Actionable Steps for the Ultimate Rewatch
If you’re planning on showing this to your own kids or just diving back in for a nostalgia hit, here’s how to do it right:
- Check the Rating First: It's PG, but it's an "80s PG." There is some mild swearing and imagery that might actually give younger kids nightmares. Use your best judgment.
- Look for the Cameos: Keep an eye out for a young Daniel Stern (Fred's future Wonder Years narrator and Home Alone star) as the dad.
- Contextualize the "Pranks": Some of the stuff Maurice and Brian do would definitely be considered "juvenile delinquency" today. It’s a good conversation starter about how much movies have changed.
- Compare and Contrast: If you have seen Monsters, Inc. recently, watch this immediately after. The similarities in the "closet door/under the bed" mechanics are wild.

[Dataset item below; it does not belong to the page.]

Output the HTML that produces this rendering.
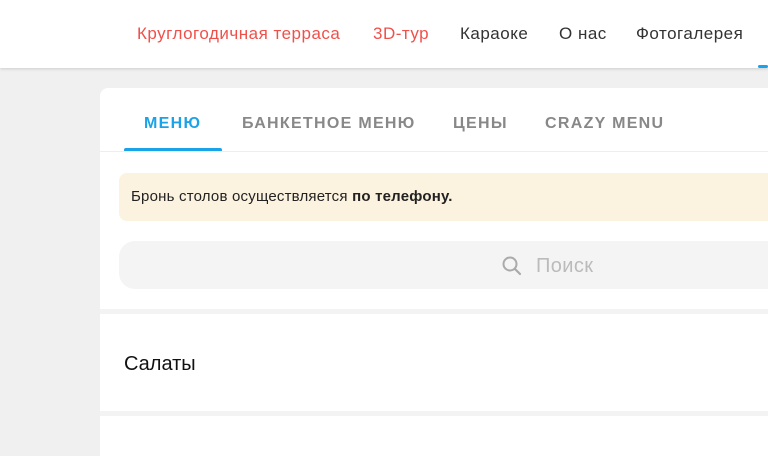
<!DOCTYPE html>
<html><head><meta charset="utf-8"><style>
*{margin:0;padding:0;box-sizing:border-box}
html,body{width:768px;height:456px;overflow:hidden}
body{background:#f0f0f0;font-family:"Liberation Sans","DejaVu Sans",sans-serif;position:relative}
.hdr{position:absolute;left:0;top:0;width:768px;height:68px;background:#fff;box-shadow:0 1px 3px rgba(0,0,0,.15)}
.nav{position:absolute;top:24px;font-size:17px;letter-spacing:.5px;color:#333;white-space:nowrap}
.red{color:#f0504a}
.card{position:absolute;left:100px;top:88px;width:668px;height:368px;background:#fff;border-radius:8px 0 0 0;overflow:hidden}
.tab{position:absolute;top:27px;font-size:16px;letter-spacing:1.3px;color:#888;font-weight:bold;white-space:nowrap}
</style></head><body>
<div class="hdr">
<span class="nav red" style="left:137px">Круглогодичная терраса</span>
<span class="nav red" style="left:373px">3D-тур</span>
<span class="nav" style="left:460px">Караоке</span>
<span class="nav" style="left:559px">О нас</span>
<span class="nav" style="left:636px">Фотогалерея</span>
<div style="position:absolute;left:758px;top:65px;width:10px;height:3px;background:#1aa3e8;border-radius:2px"></div>
</div>
<div class="card">
<span class="tab" style="left:44px;color:#1aa3e8">МЕНЮ</span>
<span class="tab" style="left:142px">БАНКЕТНОЕ МЕНЮ</span>
<span class="tab" style="left:353px">ЦЕНЫ</span>
<span class="tab" style="left:445px">CRAZY MENU</span>
<div style="position:absolute;left:24px;top:60px;width:98px;height:4px;background:#1aa3e8;border-radius:2px"></div>
<div style="position:absolute;left:0;top:63px;width:700px;height:1px;background:#eee"></div>
<div style="position:absolute;left:19px;top:85px;width:700px;height:48px;background:#fbf2df;border-radius:8px;font-size:15px;letter-spacing:.2px;color:#222;padding:15px 0 0 12px">Бронь столов осуществляется <b>по телефону.</b></div>
<div style="position:absolute;left:19px;top:153px;width:700px;height:48px;background:#f4f4f4;border-radius:16px"></div>
<svg style="position:absolute;left:401px;top:167px" width="22" height="22" viewBox="0 0 22 22"><circle cx="9" cy="9" r="6.5" fill="none" stroke="#aaa" stroke-width="2"/><line x1="14" y1="14" x2="19" y2="19" stroke="#aaa" stroke-width="2.2" stroke-linecap="round"/></svg>
<span style="position:absolute;left:436px;top:167px;font-size:20px;letter-spacing:.4px;color:#bbb">Поиск</span>
<div style="position:absolute;left:0;top:221px;width:700px;height:5px;background:#f3f3f3"></div>
<span style="position:absolute;left:24px;top:265px;font-size:20px;color:#111">Салаты</span>
<div style="position:absolute;left:0;top:323px;width:700px;height:5px;background:#f3f3f3"></div>
</div>
</body></html>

- Ignore the Sequel Rumors: Every few years, someone tries to pitch a remake or a sequel. Honestly? Just stick with the original. Some things are better left in the 80s, under a pile of dirty laundry and half-eaten sandwiches.
The movie ends with Brian having to grow up. He realizes he can't stay a "monster" forever because he has responsibilities at home. It’s a bittersweet ending that stays with you. We all eventually have to come out from under the bed.